Don’t know whether you caught the French news piece a couple of days ago about the young hunting dog that playfully jumped on its owner in a show of affection. A paw caught the trigger of the deer hunter’s, gun, resulting in the loss of a hand.
The victim later blamed himself for not having the trigger safety on, and made it clear that he still loves his dog.
While the consequences were serious, there’s still room for a smile.
Reminded me of Mosaic Covenant Levitical sacrifices that were to be offered for unintentional sins (Leviticus 4:1-4). Moses gives so much attention to thoughtless and accidental wrongs that some have argued that Old Testament Law makes no provision for intentional sins.
While it seems to me that sacrifices are provided for conscious wrongs (Leviticus 6:1-7), the emphasis on unintentional harm is an important idea. It seems to allow for the fact that so many of our wrongs are done even when we think we are doing the right thing.

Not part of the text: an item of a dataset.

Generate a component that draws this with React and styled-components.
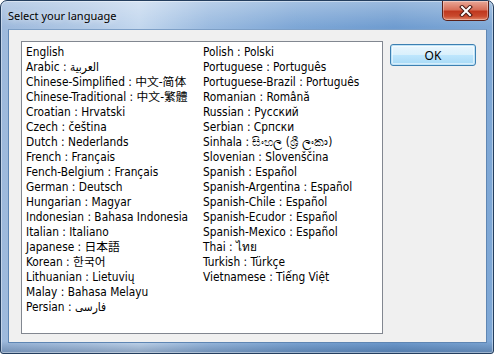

Eventually, as the Letter to the Hebrews shows, it became clear that the sacrifices of bulls and goats couldn’t atone for any sin (Heb 10:4), intentional or unintentional. They were foreshadowing the sacrifice of the New Covenant– that could do all of this and more (Matt 26:28).
We’re left, I think, with the conclusion that even unintentional sins do harm in God’s universe, and that ultimately the mere sacrifice of animals would have done nothing for our guilt– if they had not been pointing to the One who was waiting for the right moment to show us how much he loves us.
Raises questions in my mind about how many of our sins we commit in ignorance and unbelief; wonder about the ability of our fallen minds to rationalize our lack of love; and eternal gratitude to God for loving us in spite of all of the mindless, foolish, and evil things we do.